Web page code records
────────────────

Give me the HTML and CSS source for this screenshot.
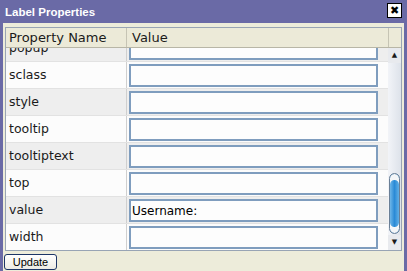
FILE: index.html
```html
<!DOCTYPE html>
<html lang="en">

<head>
  <meta charset="UTF-8" />
  <title>Label Properties</title>
  <link rel="stylesheet" href="styles.css">
</head>

<body>
  <div class="window">
    <div class="titlebar">
      <span class="title">Label Properties</span>
      <button class="close-btn">&#x2716;</button>
    </div>

    <div class="window-body">
      <!-- Property grid -->
      <div class="grid">
        <div class="grid-head">
          <div class="col-name">Property Name</div>
          <div class="col-value">Value</div>
          <div class="col-bar"></div>
        </div>
        <div class="grid-body">
          <div class="rows">
            <div class="rows-inner">
              <div class="row odd"><div class="cell-name">popup</div><div class="cell-value"><input type="text" /></div></div>
              <div class="row"><div class="cell-name">sclass</div><div class="cell-value"><input type="text" /></div></div>
              <div class="row odd"><div class="cell-name">style</div><div class="cell-value"><input type="text" /></div></div>
              <div class="row"><div class="cell-name">tooltip</div><div class="cell-value"><input type="text" /></div></div>
              <div class="row odd"><div class="cell-name">tooltiptext</div><div class="cell-value"><input type="text" /></div></div>
              <div class="row"><div class="cell-name">top</div><div class="cell-value"><input type="text" /></div></div>
              <div class="row odd"><div class="cell-name">value</div><div class="cell-value"><input type="text" value="Username:" /></div></div>
              <div class="row"><div class="cell-name">width</div><div class="cell-value"><input type="text" /></div></div>
            </div>
          </div>
          <!-- Scrollbar -->
          <div class="scrollbar">
            <div class="scroll-btn">&#9650;</div>
            <div class="scroll-track">
              <div class="scroll-thumb"></div>
            </div>
            <div class="scroll-btn">&#9660;</div>
          </div>
        </div>
      </div>

      <div class="actions">
        <button class="update-btn">Update</button>
      </div>
    </div>
  </div>
</body>

</html>
```

FILE: styles.css
```css
body {
  margin: 0;
  background-color: #edecda;
}

.window {
  width: 407px;
  height: 271px;
  box-sizing: border-box;
  border-left: 3px solid #6a6aa6;
  border-right: 3px solid #6a6aa6;
  background-color: #edecda;
  display: flex;
  flex-direction: column;
  overflow: hidden;
}

.titlebar {
  height: 23px;
  margin: 0 -3px;
  padding: 0 5px 0 5px;
  background-color: #6a6aa6;
  display: flex;
  align-items: center;
  justify-content: space-between;
}

.title {
  font-family: "Liberation Sans", Arial, sans-serif;
  font-weight: bold;
  font-size: 11.5px;
  color: #ffffff;
}

.close-btn {
  width: 15px;
  height: 15px;
  padding: 0;
  margin-top: -2px;
  border: 1px solid #000000;
  background-color: #ffffff;
  color: #000000;
  font-size: 11px;
  line-height: 13px;
  font-family: "DejaVu Sans", sans-serif;
}

.window-body {
  flex: 1;
  padding: 4px 2px 0 2px;
  display: flex;
  flex-direction: column;
}

.grid {
  border: 1px solid #98a4b4;
  display: flex;
  flex-direction: column;
  font-family: "DejaVu Sans", sans-serif;
  color: #1a1a1a;
}

.grid-head {
  height: 19px;
  display: flex;
  background-color: #ecead8;
  border-bottom: 1px solid #b8b6a6;
  font-size: 13px;
}

.col-name {
  width: 117px;
  padding-left: 3px;
  line-height: 20px;
  border-right: 1px solid #c6c4b4;
}

.col-value {
  flex: 1;
  padding-left: 5px;
  line-height: 20px;
  border-right: 1px solid #c6c4b4;
}

.col-bar {
  width: 12px;
}

.grid-body {
  display: flex;
  height: 202px;
}

.rows {
  flex: 1;
  overflow: hidden;
}

/* scrolled down: first row half hidden */
.rows-inner {
  margin-top: -13px;
}

.row {
  display: flex;
  height: 26px;
  border-bottom: 1px solid #e2e2e2;
  background-color: #fcfcfc;
}

.row.odd {
  background-color: #eeeeee;
}

.row:last-child {
  border-bottom: none;
}

.cell-name {
  width: 117px;
  padding-left: 3px;
  font-size: 12.5px;
  line-height: 26px;
  border-right: 1px solid #cfcfcf;
}

.cell-value {
  flex: 1;
  padding: 2px 0 0 2px;
}

.cell-value input {
  width: 249px;
  height: 23px;
  box-sizing: border-box;
  border: 2px solid #7f9dbe;
  background-color: #fdfdfd;
  padding: 0 1px;
  font-family: "DejaVu Sans", sans-serif;
  font-size: 12px;
  color: #000000;
}

.scrollbar {
  width: 13px;
  display: flex;
  flex-direction: column;
  background: linear-gradient(to right, #f2f4f8, #dde2ea);
}

.scroll-btn {
  height: 15px;
  font-size: 7px;
  line-height: 15px;
  text-align: center;
  color: #1a1a1a;
  background-color: #e8eaee;
}

.scroll-track {
  flex: 1;
  display: flex;
  flex-direction: column;
  justify-content: flex-end;
  padding-bottom: 1px;
}

.scroll-thumb {
  height: 61px;
  margin: 0 1px;
  box-sizing: border-box;
  border: 1px solid #6a7f96;
  border-radius: 6px;
  background: linear-gradient(to right, #6eb6e8, #2a8ad6 50%, #62b0e6);
  box-shadow: inset 0 6px 0 #f4f6f8, inset 0 -6px 0 #f4f6f8;
}

.actions {
  padding: 1px 0 0 0;
  margin-left: -1px;
}

.update-btn {
  width: 53px;
  height: 16px;
  padding: 0;
  border: 1px solid #1c3566;
  border-radius: 3px;
  background: linear-gradient(#ffffff, #ecebe4);
  font-family: "Liberation Sans", Arial, sans-serif;
  font-size: 11px;
  color: #000000;
}
```
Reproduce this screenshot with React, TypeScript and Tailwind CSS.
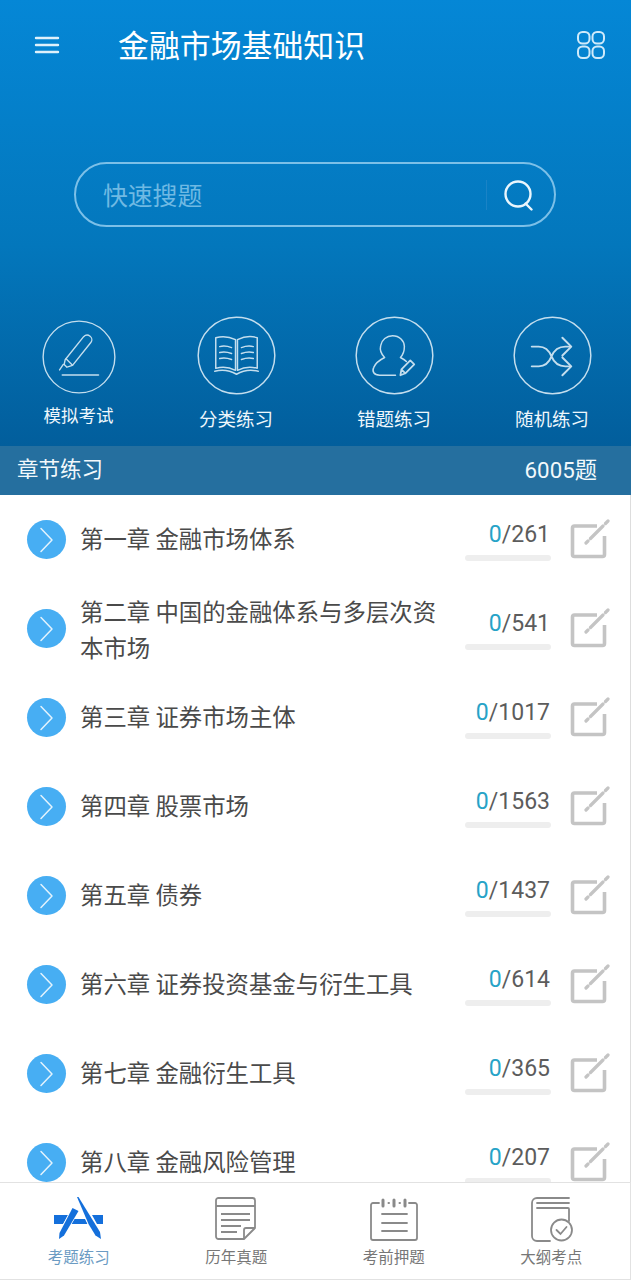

────────────────

» **WORK TO DO**
Give back the whole listing as it stands, minus its pictures.

» **ANSWER TO THE PROBLEM**
Give me the HTML and CSS source for this screenshot.
FILE: index.html
```html
<!DOCTYPE html>
<html lang="en">

<head>
  <meta charset="UTF-8" />
  <title>Label Properties</title>
  <link rel="stylesheet" href="styles.css">
</head>

<body>
  <div class="window">
    <div class="titlebar">
      <span class="title">Label Properties</span>
      <button class="close-btn">&#x2716;</button>
    </div>

    <div class="window-body">
      <!-- Property grid -->
      <div class="grid">
        <div class="grid-head">
          <div class="col-name">Property Name</div>
          <div class="col-value">Value</div>
          <div class="col-bar"></div>
        </div>
        <div class="grid-body">
          <div class="rows">
            <div class="rows-inner">
              <div class="row odd"><div class="cell-name">popup</div><div class="cell-value"><input type="text" /></div></div>
              <div class="row"><div class="cell-name">sclass</div><div class="cell-value"><input type="text" /></div></div>
              <div class="row odd"><div class="cell-name">style</div><div class="cell-value"><input type="text" /></div></div>
              <div class="row"><div class="cell-name">tooltip</div><div class="cell-value"><input type="text" /></div></div>
              <div class="row odd"><div class="cell-name">tooltiptext</div><div class="cell-value"><input type="text" /></div></div>
              <div class="row"><div class="cell-name">top</div><div class="cell-value"><input type="text" /></div></div>
              <div class="row odd"><div class="cell-name">value</div><div class="cell-value"><input type="text" value="Username:" /></div></div>
              <div class="row"><div class="cell-name">width</div><div class="cell-value"><input type="text" /></div></div>
            </div>
          </div>
          <!-- Scrollbar -->
          <div class="scrollbar">
            <div class="scroll-btn">&#9650;</div>
            <div class="scroll-track">
              <div class="scroll-thumb"></div>
            </div>
            <div class="scroll-btn">&#9660;</div>
          </div>
        </div>
      </div>

      <div class="actions">
        <button class="update-btn">Update</button>
      </div>
    </div>
  </div>
</body>

</html>
```

FILE: styles.css
```css
body {
  margin: 0;
  background-color: #edecda;
}

.window {
  width: 407px;
  height: 271px;
  box-sizing: border-box;
  border-left: 3px solid #6a6aa6;
  border-right: 3px solid #6a6aa6;
  background-color: #edecda;
  display: flex;
  flex-direction: column;
  overflow: hidden;
}

.titlebar {
  height: 23px;
  margin: 0 -3px;
  padding: 0 5px 0 5px;
  background-color: #6a6aa6;
  display: flex;
  align-items: center;
  justify-content: space-between;
}

.title {
  font-family: "Liberation Sans", Arial, sans-serif;
  font-weight: bold;
  font-size: 11.5px;
  color: #ffffff;
}

.close-btn {
  width: 15px;
  height: 15px;
  padding: 0;
  margin-top: -2px;
  border: 1px solid #000000;
  background-color: #ffffff;
  color: #000000;
  font-size: 11px;
  line-height: 13px;
  font-family: "DejaVu Sans", sans-serif;
}

.window-body {
  flex: 1;
  padding: 4px 2px 0 2px;
  display: flex;
  flex-direction: column;
}

.grid {
  border: 1px solid #98a4b4;
  display: flex;
  flex-direction: column;
  font-family: "DejaVu Sans", sans-serif;
  color: #1a1a1a;
}

.grid-head {
  height: 19px;
  display: flex;
  background-color: #ecead8;
  border-bottom: 1px solid #b8b6a6;
  font-size: 13px;
}

.col-name {
  width: 117px;
  padding-left: 3px;
  line-height: 20px;
  border-right: 1px solid #c6c4b4;
}

.col-value {
  flex: 1;
  padding-left: 5px;
  line-height: 20px;
  border-right: 1px solid #c6c4b4;
}

.col-bar {
  width: 12px;
}

.grid-body {
  display: flex;
  height: 202px;
}

.rows {
  flex: 1;
  overflow: hidden;
}

/* scrolled down: first row half hidden */
.rows-inner {
  margin-top: -13px;
}

.row {
  display: flex;
  height: 26px;
  border-bottom: 1px solid #e2e2e2;
  background-color: #fcfcfc;
}

.row.odd {
  background-color: #eeeeee;
}

.row:last-child {
  border-bottom: none;
}

.cell-name {
  width: 117px;
  padding-left: 3px;
  font-size: 12.5px;
  line-height: 26px;
  border-right: 1px solid #cfcfcf;
}

.cell-value {
  flex: 1;
  padding: 2px 0 0 2px;
}

.cell-value input {
  width: 249px;
  height: 23px;
  box-sizing: border-box;
  border: 2px solid #7f9dbe;
  background-color: #fdfdfd;
  padding: 0 1px;
  font-family: "DejaVu Sans", sans-serif;
  font-size: 12px;
  color: #000000;
}

.scrollbar {
  width: 13px;
  display: flex;
  flex-direction: column;
  background: linear-gradient(to right, #f2f4f8, #dde2ea);
}

.scroll-btn {
  height: 15px;
  font-size: 7px;
  line-height: 15px;
  text-align: center;
  color: #1a1a1a;
  background-color: #e8eaee;
}

.scroll-track {
  flex: 1;
  display: flex;
  flex-direction: column;
  justify-content: flex-end;
  padding-bottom: 1px;
}

.scroll-thumb {
  height: 61px;
  margin: 0 1px;
  box-sizing: border-box;
  border: 1px solid #6a7f96;
  border-radius: 6px;
  background: linear-gradient(to right, #6eb6e8, #2a8ad6 50%, #62b0e6);
  box-shadow: inset 0 6px 0 #f4f6f8, inset 0 -6px 0 #f4f6f8;
}

.actions {
  padding: 1px 0 0 0;
  margin-left: -1px;
}

.update-btn {
  width: 53px;
  height: 16px;
  padding: 0;
  border: 1px solid #1c3566;
  border-radius: 3px;
  background: linear-gradient(#ffffff, #ecebe4);
  font-family: "Liberation Sans", Arial, sans-serif;
  font-size: 11px;
  color: #000000;
}
```
Reproduce this screenshot with React, TypeScript and Tailwind CSS.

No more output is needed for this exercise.